The film's detractors claimed, of course, that there was a lot more to it than merely controversially showing that Christ was killed by Jews. No, they said, the thing is that the bad Jews in the film are obvious evil Jewish stereotypes straight out of Nazi cartoons, while the good Jews are all pale-skinned, delicate-featured people. This was mainly a reference to the scene in which Judas puts on his glasses before ordering a bagel and going to work at the bank.

Well, bollocks. There were a wide range of different noses, lips, and curlinesses of hair in the film — just as there would have been in Judea — and I certainly didn't spot any correlation between facial features and evil. By far the palest, most North-European-looking character in the film is Satan, and I hardly think Gibson was trying to portray him as the ultimate good guy (though I have to admit that the moral message intended by putting him on a skateboard went right over my head.
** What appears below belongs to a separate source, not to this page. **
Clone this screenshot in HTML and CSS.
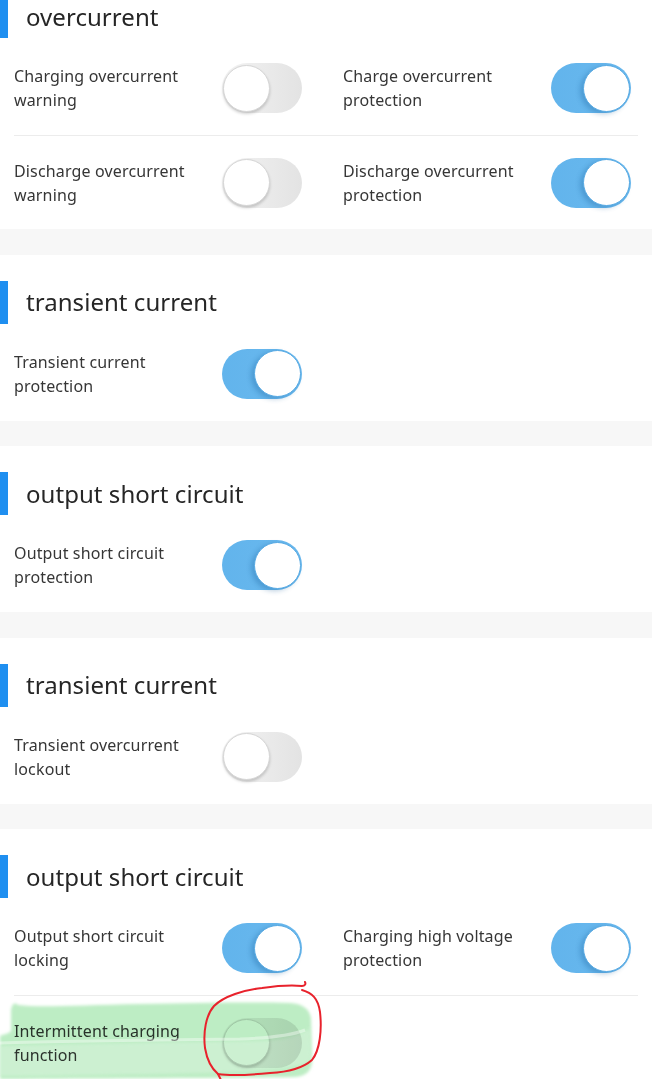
FILE: index.html
```html
<!DOCTYPE html>
<html lang="en">
<head>
<meta charset="utf-8">
<title>Protection settings</title>
<link rel="stylesheet" href="styles.css">
</head>
<body>
<main class="page">
  <section class="section">
    <div class="head"><span class="bar"></span><h2 class="title">overcurrent</h2></div>
    <div class="row">
      <div class="cell"><span class="label">Charging overcurrent warning</span><span class="switch off"><span class="knob"></span></span></div>
      <div class="cell"><span class="label">Charge overcurrent protection</span><span class="switch on"><span class="knob"></span></span></div>
    </div>
    <div class="row">
      <div class="cell"><span class="label">Discharge overcurrent warning</span><span class="switch off"><span class="knob"></span></span></div>
      <div class="cell"><span class="label">Discharge overcurrent protection</span><span class="switch on"><span class="knob"></span></span></div>
    </div>
  </section>

  <section class="section">
    <div class="head"><span class="bar"></span><h2 class="title">transient current</h2></div>
    <div class="row">
      <div class="cell"><span class="label">Transient current protection</span><span class="switch on"><span class="knob"></span></span></div>
    </div>
  </section>

  <section class="section">
    <div class="head"><span class="bar"></span><h2 class="title">output short circuit</h2></div>
    <div class="row">
      <div class="cell"><span class="label">Output short circuit protection</span><span class="switch on"><span class="knob"></span></span></div>
    </div>
  </section>

  <section class="section">
    <div class="head"><span class="bar"></span><h2 class="title">transient current</h2></div>
    <div class="row">
      <div class="cell"><span class="label">Transient overcurrent lockout</span><span class="switch off"><span class="knob"></span></span></div>
    </div>
  </section>

  <section class="section">
    <div class="head"><span class="bar"></span><h2 class="title">output short circuit</h2></div>
    <div class="row">
      <div class="cell"><span class="label">Output short circuit locking</span><span class="switch on"><span class="knob"></span></span></div>
      <div class="cell"><span class="label">Charging high voltage protection</span><span class="switch on"><span class="knob"></span></span></div>
    </div>
    <div class="row">
      <div class="cell"><span class="label">Intermittent charging function</span><span class="switch off"><span class="knob"></span></span></div>
    </div>
  </section>
</main>

<svg class="annot highlight" width="652" height="1079" viewBox="0 0 652 1079" aria-hidden="true">
  <defs>
    <filter id="soft" x="-5%" y="-20%" width="110%" height="140%">
      <feGaussianBlur stdDeviation="1.6"/>
    </filter>
  </defs>
  <path class="marker" filter="url(#soft)" d="M0 1079 L0 1036 C4 1034 9 1034 11 1031 L11 1010 C12 1004 14 1002 18 1005 C40 1008 80 1005 140 1004 C200 1003 250 1002 290 1003 C302 1004 309 1008 311 1018 L312 1062 C311 1072 305 1076 295 1077 C230 1078 120 1078 0 1079 Z"/>
  <path class="marker2" filter="url(#soft)" d="M0 1046 C80 1044 180 1042 260 1041 C285 1040 300 1036 310 1028 L311 1060 C300 1070 250 1072 150 1074 C80 1075 30 1076 0 1076 Z"/>
</svg>
<svg class="annot" width="652" height="1079" viewBox="0 0 652 1079" aria-hidden="true">
  <path class="streak" d="M0 1043 C60 1041 150 1040 240 1039 C270 1038 290 1036 305 1030"/>
  <path class="ring" d="M302 990 C312 993 318 998 320 1012 C322 1030 320 1050 312 1060 C303 1068 290 1072 270 1073 C250 1075 230 1076 218 1074 C211 1068 207 1060 205 1048 C203 1032 206 1015 214 1006 C224 996 244 990 262 988 C276 986 292 985 302 986 C305 986 306 984 305 982"/>
  <path class="ring" d="M218 1074 C219 1076 220 1078 221 1080"/>
</svg>
</body>
</html>
```

FILE: styles.css
```css
* {
  box-sizing: border-box;
}

html, body {
  margin: 0;
  padding: 0;
}

body {
  position: relative;
  width: 652px;
  height: 1079px;
  overflow: hidden;
  background: #f7f7f7;
  font-family: "Noto Sans", "Liberation Sans", sans-serif;
  color: #333333;
}

.page {
  margin-top: -31px;
}

.section {
  background: #ffffff;
  margin-bottom: 25.5px;
}

.head {
  display: flex;
  align-items: center;
  padding-top: 26px;
  padding-bottom: 3px;
}

.bar {
  display: block;
  width: 8px;
  height: 43px;
  background: #1f8ff0;
  flex: none;
}

.title {
  margin: 0 0 0 18px;
  font-size: 24px;
  font-weight: 400;
  line-height: 32px;
  color: #262626;
  letter-spacing: 0.05px;
}

.row {
  display: grid;
  grid-template-columns: 329px 1fr;
  height: 94px;
  margin: 0 14px;
}

.row + .row {
  border-top: 1px solid #ececec;
}

.cell {
  display: flex;
  align-items: center;
}

.label {
  width: 208px;
  flex: none;
  font-size: 16px;
  line-height: 24px;
  letter-spacing: 0.15px;
  color: #363636;
}

.switch {
  display: flex;
  align-items: center;
  width: 80px;
  height: 50px;
  border-radius: 25px;
  padding: 1px;
  flex: none;
}

.switch.off {
  justify-content: flex-start;
  background: linear-gradient(to right, #f3f3f3, #e3e3e3);
}

.switch.on {
  justify-content: flex-end;
  background: linear-gradient(to right, #62b4ec, #6ab9ee);
}

.knob {
  display: block;
  width: 47px;
  height: 47px;
  border-radius: 50%;
  background: #ffffff;
}

.switch.off .knob {
  border: 1px solid #d6d6d6;
  box-shadow: 0 2px 3px rgba(0, 0, 0, 0.18);
}

.switch.on .knob {
  border: 1px solid #56a9e3;
  box-shadow: -3px 2px 5px rgba(20, 90, 150, 0.3);
}

.annot {
  position: absolute;
  top: 0;
  left: 0;
  pointer-events: none;
}

.highlight {
  mix-blend-mode: multiply;
}

.marker {
  fill: #bdedc4;
}

.marker2 {
  fill: #d6f3da;
  opacity: 0.6;
}

.streak {
  fill: none;
  stroke: rgba(255, 255, 255, 0.4);
  stroke-width: 3;
}

.ring {
  fill: none;
  stroke: #e8222c;
  stroke-width: 2;
  stroke-linecap: round;
  stroke-linejoin: round;
}
```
Must be because I'm an atheist).

Meanwhile, it's been over two years now. The film was massively successful, being watched by millions upon millions of devout Christians, most of whom seem to have loved it. If it was teaching them all to hate Jews, well, where are the bodies? The briefest of glances through Christianity's history shows us that it doesn't take a huge amount of work from a persuasive preacher to set off a bit of Jew-killing. But, as far as anyone can see, not one Jew has had so much as a slap in the face as a result of the film's message. There is, however, a lot of gleeful violence directed at Jews from a group of people who certainly weren't interested in the film.

Whether Gibson decided not to push his obnoxious opinions in his film for moral or financial reasons, or whether he is simply a terrible director who tried to make a piece of Jew-hating propaganda but screwed up, we don't know. But the film is not antisemitic. And, in fact, is rather good.


Update:

Apparently, there's a lot of gleeful violence directed at Jews from a group of people who, it turns out, went to watch the film in droves. You live and learn. Well, I do. However, they were directing gleeful violence at Jews before the film was released, and I for one am not convinced that the film caused them to ramp it up a notch.